In the U.S., a comprehensive study of all individuals who died by suicide between 2003 and 2020 found that among men, one in five suicides occurred in the context of intimate partner problems including breakups, separation, and divorce. Similar numbers have been documented in Australia and the United Kingdom.

At the time, I was astonished AIMB did not ask the following, seemingly obvious questions since every equal parenting advocate, activist and organization I know of frequently cites high suicide as a byproduct of unequal post-separation parenting schedules:
How many of these dads had some, none, equal or primary time with their kids?
How did suicide rates change over that very large time period — and what are those rates in the ensuing years?
After all, divorce norms have improved dramatically in just the past two years, rising the question of whether the 50/50 parenting movement is even needed any more as the practice is so mainstream. Citing old data on divorce trends is not helpful. AIBM’s report mentions a literature review of the divorce-male-suicide connection from 1966 to 2008 — a million years ago in today’s culture.

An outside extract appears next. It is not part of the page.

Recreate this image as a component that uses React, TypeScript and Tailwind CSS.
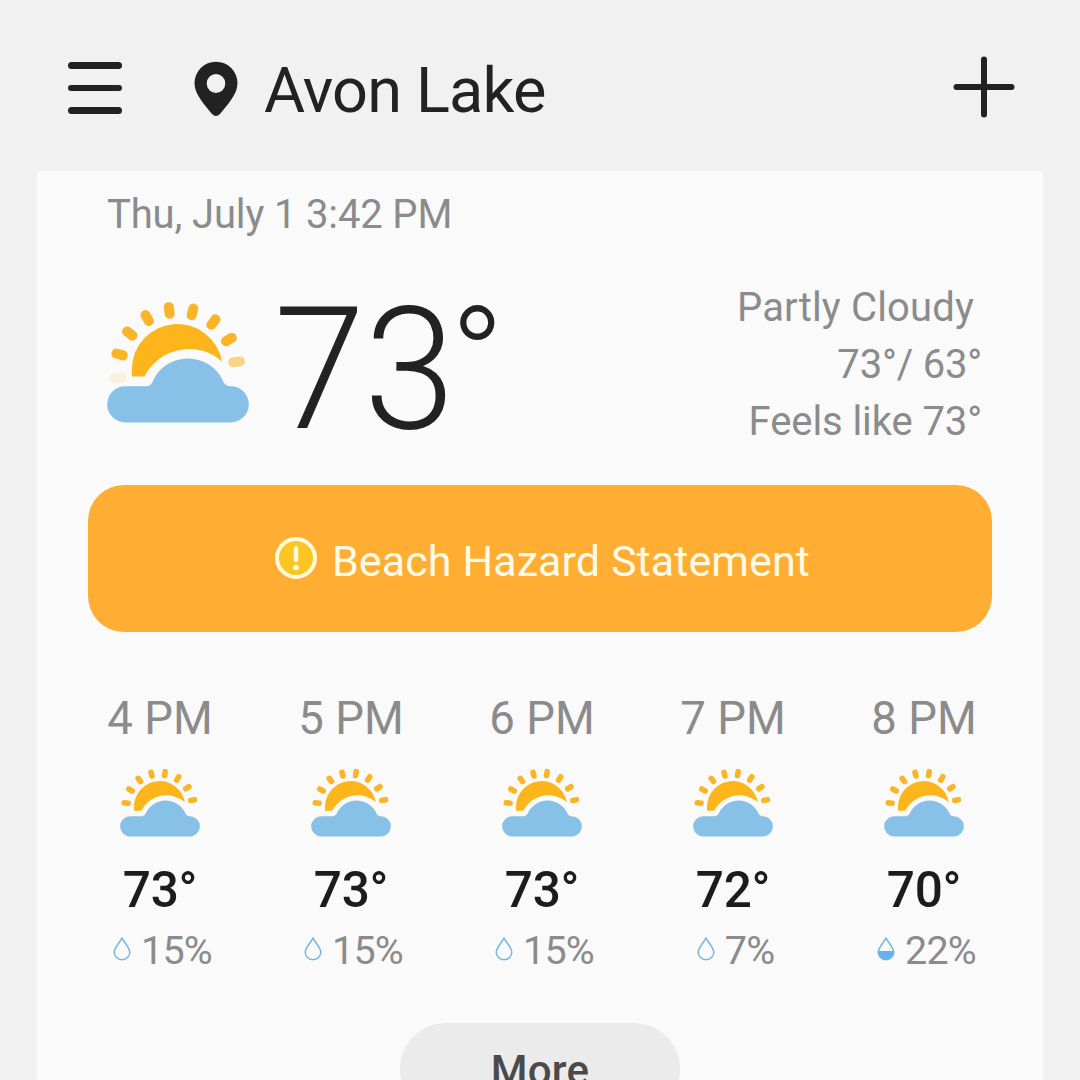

For my part, my 2024 book The 50/50 Solution included this passage, with the index citing studies from alllll the way back in 2000 and 2003:
While men’s suicide rate overall is four times that of women’s, rates for divorced men are twice that of married men (while there is no difference in suicide rates between married and divorced women). In fact, divorced men die by suicide at a rate eight times that of divorced women, according to one 2003 study in which researchers called out sexist custody practices as a possible explanation. While divorce laws have changed for the better since that study, men’s suicide rates still far exceed women’s. Overall, a lack of contact or meaningful relationships between fathers and their children is closely tied to men’s well-being and that of their children, both boys and girls.
All of this is to say:
The 2025 Danish study dramatically shows us us that assumptions that parents kill themselves at higher rates because they have less time with their children is not necessarily so — even if it serves the organizations that raise money and get attention for saying so very loudly.
If time with children and suicide were correlated, then working moms would be more suicidal than stay-at-home moms and parents of children attending boarding school would be at higher risk for deaths of despair than their counterparts.
Data from this Danish report is an opportunity to understand and serve the men and their families who struggle after a separation. It is critical to note that the study found that single dads are more likely than single moms to live alone (27.1% vs. 6.9%), are less likely to be repartnered, and dads are more likely to be widowed than moms. We know marriage is correlated with wellbeing, but also that second and third marriages have higher divorce rates — especially when children are in the mix.
It is also relevant that gay men have the lowest divorce rates than any couple type (vs lesbian, straight) — suggesting that men especially thrive in marriage, and when a marriage ends, they simply take it harder.
Going forward, I hope my boy/men advocate colleagues and academics can study and understand:
Why are men less likely to partner after a separation than women?
Why are men so alone and what can be done about it?
How can we address the gendered addiction crisis?
How can we focus on facts and not weak or fake data and assumptions to serve men and their families?
The study defines these roles as parents who have legal residency. Denmark allows only one parent to claim residency, even though in practice more than 40% of separated families share parenting time equally.